Chegando lá, as duas passam por uma série de rituais. Têm celulares e joias recolhidos e são iniciadas em uma rotina de submissão. No primeiro encontro de Jessica com um pretendente, ele indaga: “Você sabe cozinhar?”.


Para construir a narrativa, Engelhardt entrevistou mulheres que viveram essa experiência. Todo o roteiro é baseado nos relatos ouvidos por ela. Uma dessas mulheres atuou como consultora no set.


Muitas jovens sabiam para onde estavam indo e apoiavam a ideologia, outras só descobrem do que realmente se trata ao chegar lá. “Era importante que o espectador percebesse que não se trata de um fenômeno muçulmano ou islâmico, ou de uma religião específica, mas de algo universal, que nos preocupa a todos e em que qualquer um pode cair”, afirma a diretora.


Com a diretora de fotografia Agnès Godard (sobrinha do cineasta Jean-Luc Godard), Engelhardt buscou criar um espaço psicológico capaz de transmitir a sensação e o estado de espírito das mulheres presas naquelas casas.

Uso das cores no filme


“Queria que o espaço nos contasse sobre a ideologia. Basicamente, é como uma fábrica onde os corpos são reduzidos a objetos usados pelo sistema para produzir mais pessoas. Encontrei uma antiga fábrica de tabaco no Sul da França que transformamos em set”, diz. As gravações externas ocorreram na Jordânia.


Aos poucos, o ambiente vai escurecendo, até que, no final, quase todas as cores desaparecem. “Assim como elas perdem sua ingenuidade e juventude”, afirma Engelhardt. “Entramos em tons associados a pinturas do inferno: terra queimada, carvão, marrom, preto, vermelho escuro. Todas cores da destruição”, cita.


Nesse processo, a protagonista também se transforma aos olhos do espectador. No início, ela inspira identificação no espectador com a história de uma mulher aparentemente comum. Com o avançar da trama, passa a ser incômodo acompanhar sua trajetória. “Gosto muito desse relacionamento com um personagem no cinema que não é fácil para o espectador”, diz a diretora.

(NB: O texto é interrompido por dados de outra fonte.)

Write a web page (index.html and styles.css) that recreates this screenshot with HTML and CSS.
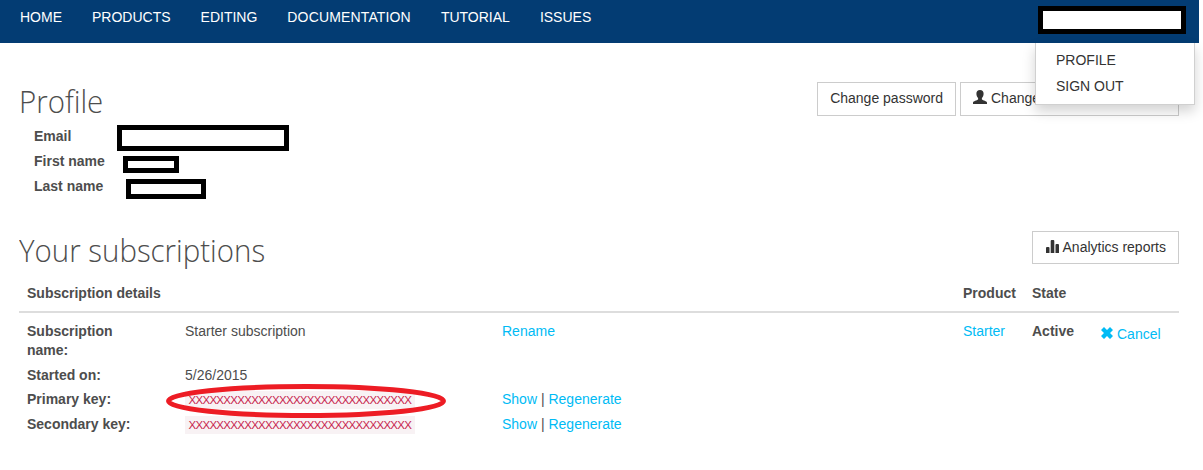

Já lançado na França e na Bélgica, o filme estreia nesta quinta-feira (21/8) no Brasil. Nos Estados Unidos, ainda não há distribuição confirmada. Engelhardt reconhece que o tema pode gerar resistência. “É um assunto politicamente complicado, especialmente em um momento em que o fascismo volta a ganhar espaço e o pensamento extremista se normaliza. Talvez nem todo mundo queira ser confrontado por um filme assim”, afirma.



“RABIA - AS ESPOSAS DO ESTADO ISLÂMICO”
(França, 2025, 94 min.) Direção: Mareike Engelhardt. Com Megan Northam, Lubna Azabal e Natacha Krief. Estreia nesta quinta-feira (21/8) no UNA Cine Belas Artes (Sala 1, 14h40, 20h30).

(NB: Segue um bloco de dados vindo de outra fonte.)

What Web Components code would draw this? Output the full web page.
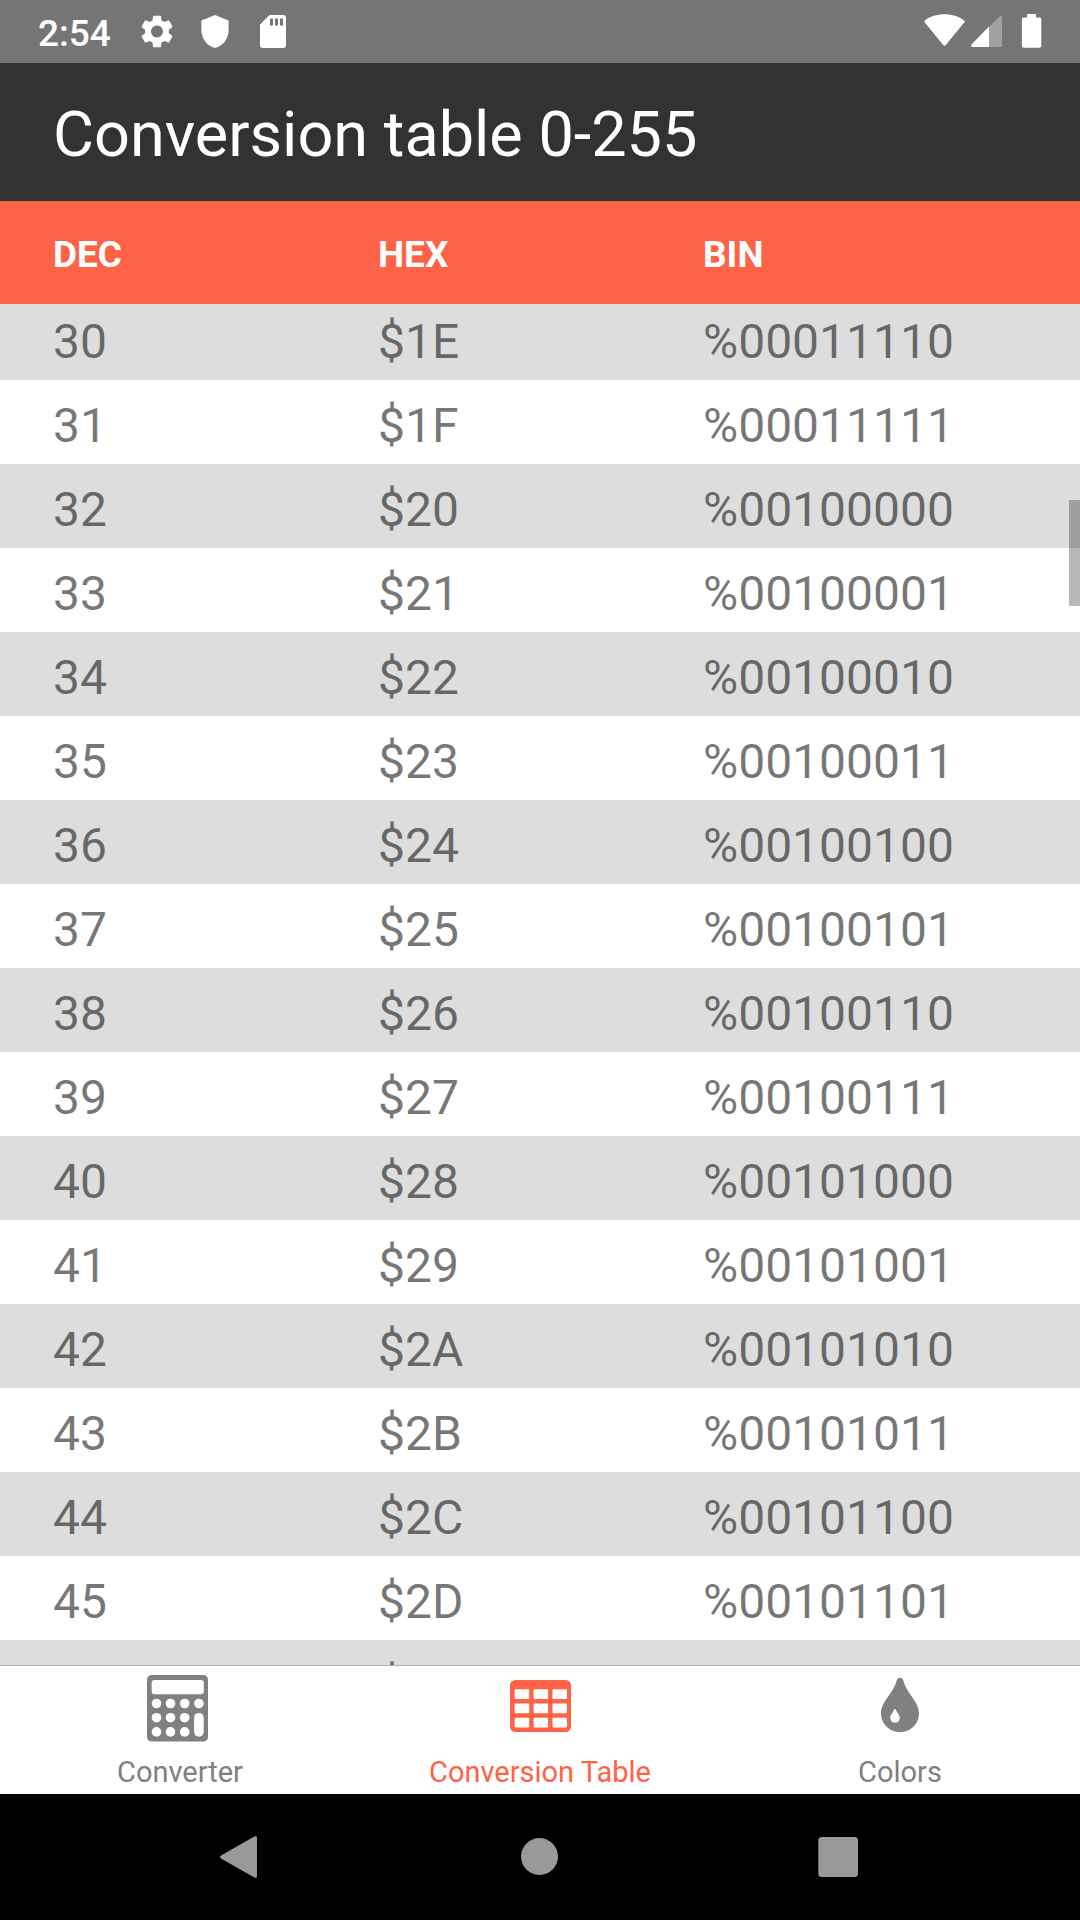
<!DOCTYPE html>
<html lang="en">
<head>
<meta charset="utf-8">
<meta name="viewport" content="width=device-width, initial-scale=1">
<title>Conversion table 0-255</title>
<style>
  html, body { height: 100%; margin: 0; }
  body { font-family: Roboto, "Noto Sans", sans-serif; background: #fff; overflow: hidden; }
</style>
</head>
<body>
<app-screen>
  <status-bar slot="top" time="2:54"></status-bar>
  <title-bar slot="top">Conversion table 0-255</title-bar>
  <conversion-table from="30" to="46"></conversion-table>
  <tab-bar slot="bottom">
    <tab-item href="#converter" icon="calculator">Converter</tab-item>
    <tab-item href="#table" icon="table" current>Conversion Table</tab-item>
    <tab-item href="#colors" icon="drop">Colors</tab-item>
  </tab-bar>
  <system-nav slot="bottom"></system-nav>
</app-screen>

<script>
class BaseElement extends HTMLElement {
  connectedCallback() {
    if (this.shadowRoot) return;
    this.attachShadow({ mode: "open" }).innerHTML = this.render();
    this.ready();
  }
  ready() {}
}

customElements.define("app-screen", class extends BaseElement {
  render() {
    return `
      <style>
        :host { display: flex; flex-direction: column; height: 100vh; }
        main { flex: 1; min-height: 0; display: flex; }
      </style>
      <slot name="top"></slot>
      <main><slot></slot></main>
      <slot name="bottom"></slot>`;
  }
});

customElements.define("status-bar", class extends BaseElement {
  render() {
    return `
      <style>
        :host { display: flex; align-items: center; justify-content: space-between; height: 63px;
                padding: 0 30px 0 38px; background: #757575; color: #fff; flex: none; }
        div { display: flex; align-items: center; }
        .left { gap: 18px; }
        .right { gap: 4px; }
        time { font-size: 37px; font-weight: 500; line-height: 59px; padding: 4px 8px 0 0; }
        svg { display: block; fill: currentColor; }
      </style>
      <div class="left">
        <time>${this.getAttribute("time")}</time>
        <svg width="40" height="41" viewBox="0 0 40 41" aria-hidden="true"><path transform="translate(.2 .7) scale(1.65)" d="M19.14 12.94c.04-.3.06-.61.06-.94 0-.32-.02-.64-.07-.94l2.03-1.58c.18-.14.23-.41.12-.61l-1.92-3.32c-.12-.22-.37-.29-.59-.22l-2.39.96c-.5-.38-1.03-.7-1.62-.94l-.36-2.54c-.04-.24-.24-.41-.48-.41h-3.84c-.24 0-.43.17-.47.41l-.36 2.54c-.59.24-1.13.57-1.62.94l-2.39-.96c-.22-.08-.47 0-.59.22L2.74 8.87c-.12.21-.08.47.12.61l2.03 1.58c-.05.3-.09.63-.09.94s.02.64.07.94l-2.03 1.58c-.18.14-.23.41-.12.61l1.92 3.32c.12.22.37.29.59.22l2.39-.96c.5.38 1.03.7 1.62.94l.36 2.54c.05.24.24.41.48.41h3.84c.24 0 .44-.17.47-.41l.36-2.54c.59-.24 1.13-.56 1.62-.94l2.39.96c.22.08.47 0 .59-.22l1.92-3.32c.12-.22.07-.47-.12-.61l-2.01-1.58zM12 15.6c-1.98 0-3.6-1.62-3.6-3.6s1.62-3.6 3.6-3.6 3.6 1.62 3.6 3.6-1.62 3.6-3.6 3.6z"/></svg>
        <svg width="40" height="41" viewBox="0 0 40 41" aria-hidden="true"><path d="M20 4 33.6 9.6V19.500C33.600 28 27.500 35.200 20 37 12.500 35.200 6.400 28 6.400 19.500V9.600Z"/></svg>
        <svg width="40" height="41" viewBox="0 0 40 41" aria-hidden="true"><path fill-rule="evenodd" d="M16.500 4H30.300Q33 4 33 6.700V34.300Q33 37 30.300 37H9.700Q7 37 7 34.300V13.500ZM17 7.500V14.500H20V7.500ZM22 7.500V14.500H25V7.500ZM27 7.500V14.500H30V7.500Z"/></svg>
      </div>
      <div class="right">
        <svg width="42" height="41" viewBox="0 0 42 41" aria-hidden="true"><path d="M.8 11.500Q-.2 10.500 .8 9.600C6 5.500 13 3.300 20.500 3.300S35 5.500 40.200 9.600Q41.200 10.500 40.200 11.500L22 33.800Q20.500 35.500 19 33.800Z"/></svg>
        <svg width="38" height="41" viewBox="0 0 38 41" aria-hidden="true"><path opacity=".32" d="M19 16 29.700 5.400Q32 4 32 6.500V36H19Z"/><path d="M19 15.500V36H2.400Q.2 35.500 1.500 33.500Z"/></svg>
        <svg width="38" height="41" viewBox="0 0 38 41" aria-hidden="true"><path d="M15 3H24V6.500H27.500Q29.300 6.500 29.300 8.300V35Q29.300 36.800 27.500 36.800H11.700Q9.900 36.800 9.900 35V8.300Q9.900 6.500 11.700 6.500H15Z"/></svg>
      </div>`;
  }
});

customElements.define("title-bar", class extends BaseElement {
  render() {
    return `
      <style>
        :host { display: block; flex: none; background: #323232; color: #fff; }
        h1 { margin: 0; padding: 6px 53px 0; font-size: 63px; font-weight: 400; line-height: 132px; }
      </style>
      <h1><slot></slot></h1>`;
  }
});

customElements.define("conversion-table", class extends BaseElement {
  render() {
    const rows = [];
    for (let n = +this.getAttribute("from"); n <= +this.getAttribute("to"); n++) {
      const hex = n.toString(16).toUpperCase().padStart(2, "0");
      const bin = n.toString(2).padStart(8, "0");
      rows.push(`<tr><td>${n}</td><td>$${hex}</td><td>%${bin}</td></tr>`);
    }
    return `
      <style>
        :host { display: block; position: relative; flex: 1; min-width: 0; }
        .scroller { height: 100%; overflow: hidden; }
        table { display: block; }
        thead, tbody { display: block; }
        thead { position: sticky; top: 0; background: #ff6347; color: #fff; }
        tr { display: grid; grid-template-columns: repeat(3, 1fr); padding: 0 52px 0 53px; }
        th, td { padding: 0; text-align: left; }
        th { font-size: 37px; font-weight: 700; line-height: 98px; padding-top: 5px; }
        td { font-size: 48px; line-height: 77px; padding-top: 7px; color: rgba(0, 0, 0, .54); }
        tbody tr:nth-child(odd) { background: #ddd; }
        .thumb { position: absolute; top: 299px; right: 0; width: 11px; height: 106px; background: rgba(0, 0, 0, .28); }
      </style>
      <div class="scroller">
        <table>
          <thead><tr><th scope="col">DEC</th><th scope="col">HEX</th><th scope="col">BIN</th></tr></thead>
          <tbody>${rows.join("")}</tbody>
        </table>
      </div>
      <div class="thumb"></div>`;
  }
  ready() {
    // The bars around the table must be in place before it has anything to scroll.
    queueMicrotask(() => {
      this.shadowRoot.querySelector(".scroller").scrollTop = 8;
    });
  }
});

customElements.define("tab-bar", class extends BaseElement {
  render() {
    return `
      <style>
        :host { display: block; flex: none; background: #fff; border-top: 1px solid #b2b2b2; }
        nav { display: flex; }
      </style>
      <nav><slot></slot></nav>`;
  }
});

const tabIcons = {
  calculator: `<path fill-rule="evenodd" d="M5 1H56Q61 1 61 6V62.500Q61 67.500 56 67.500H5Q0 67.500 0 62.500V6Q0 1 5 1ZM7.500 6Q4.700 6 4.700 8.800V17.500Q4.700 20.300 7.500 20.300H54Q56.800 20.300 56.800 17.500V8.800Q56.800 6 54 6Z"/>
    <g fill="#fff"><circle cx="9.500" cy="29.500" r="4.800"/><circle cx="23.500" cy="29.500" r="4.800"/><circle cx="37.700" cy="29.500" r="4.800"/><circle cx="51.900" cy="29.500" r="4.800"/>
    <circle cx="9.500" cy="43.700" r="4.800"/><circle cx="23.500" cy="43.700" r="4.800"/><circle cx="37.700" cy="43.700" r="4.800"/>
    <circle cx="9.500" cy="57.900" r="4.800"/><circle cx="23.500" cy="57.900" r="4.800"/><circle cx="37.700" cy="57.900" r="4.800"/>
    <rect x="47.100" y="38.900" width="9.600" height="23.800" rx="4.800"/></g>`,
  table: `<rect x="3" y="6" width="61" height="52" rx="5.500"/>
    <g fill="#fff"><rect x="7.700" y="15.300" width="14.500" height="9.700" rx="1"/><rect x="26.600" y="15.300" width="14.500" height="9.700" rx="1"/><rect x="45.500" y="15.300" width="14.500" height="9.700" rx="1"/>
    <rect x="7.700" y="29.500" width="14.500" height="9.700" rx="1"/><rect x="26.600" y="29.500" width="14.500" height="9.700" rx="1"/><rect x="45.500" y="29.500" width="14.500" height="9.700" rx="1"/>
    <rect x="7.700" y="43.800" width="14.500" height="9.700" rx="1"/><rect x="26.600" y="43.800" width="14.500" height="9.700" rx="1"/><rect x="45.500" y="43.800" width="14.500" height="9.700" rx="1"/></g>`,
  drop: `<path d="M33 3.700C34.800 3.700 35.800 4.600 36.300 6.400 40.500 21 52 27 52 39.500A19 18.700 0 0 1 14 39.500C14 27 25.500 21 29.700 6.400 30.200 4.600 31.200 3.700 33 3.700Z"/>
    <path fill="#fff" d="M28 35C28.500 35 28.700 35.300 28.800 35.600 29.900 39 32.800 41 32.800 44A4.800 4.800 0 0 1 23.200 44C23.200 41 26.100 39 27.200 35.600 27.300 35.300 27.500 35 28 35Z"/>`
};

customElements.define("tab-item", class extends BaseElement {
  render() {
    const current = this.hasAttribute("current") ? ' aria-current="page"' : "";
    return `
      <style>
        :host { display: block; flex: 1; color: #808080; }
        :host([current]) { color: #ff6347; }
        a { display: flex; flex-direction: column; align-items: center; gap: 13px; padding: 8px 0 5px;
            color: inherit; text-decoration: none; font-size: 29px; line-height: 34px; }
        svg { display: block; fill: currentColor; }
      </style>
      <a href="${this.getAttribute("href")}"${current}>
        <svg width="66" height="68" viewBox="0 0 66 68" aria-hidden="true">${tabIcons[this.getAttribute("icon")]}</svg>
        <slot></slot>
      </a>`;
  }
});

customElements.define("system-nav", class extends BaseElement {
  render() {
    return `
      <style>
        :host { display: flex; justify-content: center; flex: none; background: #000; }
        button { display: flex; align-items: center; justify-content: center; flex: 0 1 300px; height: 126px;
                 padding: 0; border: 0; background: none; color: #999; }
        svg { display: block; fill: currentColor; }
      </style>
      <button type="button" aria-label="Back"><svg width="64" height="64" viewBox="0 0 64 64"><path d="M46.300 11.600Q49 10.200 49 13V51Q49 53.800 46.300 52.400L13 33.600Q11 32 13 30.400Z"/></svg></button>
      <button type="button" aria-label="Home"><svg width="64" height="64" viewBox="0 0 64 64"><circle cx="31.500" cy="31.500" r="18.500"/></svg></button>
      <button type="button" aria-label="Recent apps"><svg width="64" height="64" viewBox="0 0 64 64"><rect x="10.300" y="12" width="39.700" height="40" rx="3.500"/></svg></button>`;
  }
});
</script>
</body>
</html>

Quais são as outras estreias em BH?

Além de “Rabia”, outros nove longas estreiam no circuito de Belo Horizonte nesta quinta-feira (21/8). Entre os brasileiros, estão “Moacyr Luz, o embaixador dessa cidade”, “Uma mulher sem filtro”, “Luiz Gonzaga – légua tirana” e “Placar: a revista militante”.

“O último azul” tem pré-estreia marcada para os dias 23/8 e 24/8, às 20h30, no UNA Cine Belas Artes, e no dia 23, às 18h, no Centro Cultural Unimed-BH Minas. Na programação internacional, chegam aos cinemas os norte-americanos “Amores à parte” e “Anônimo 2”, o francês “O último moicano” e o australiano “Faça ela voltar”.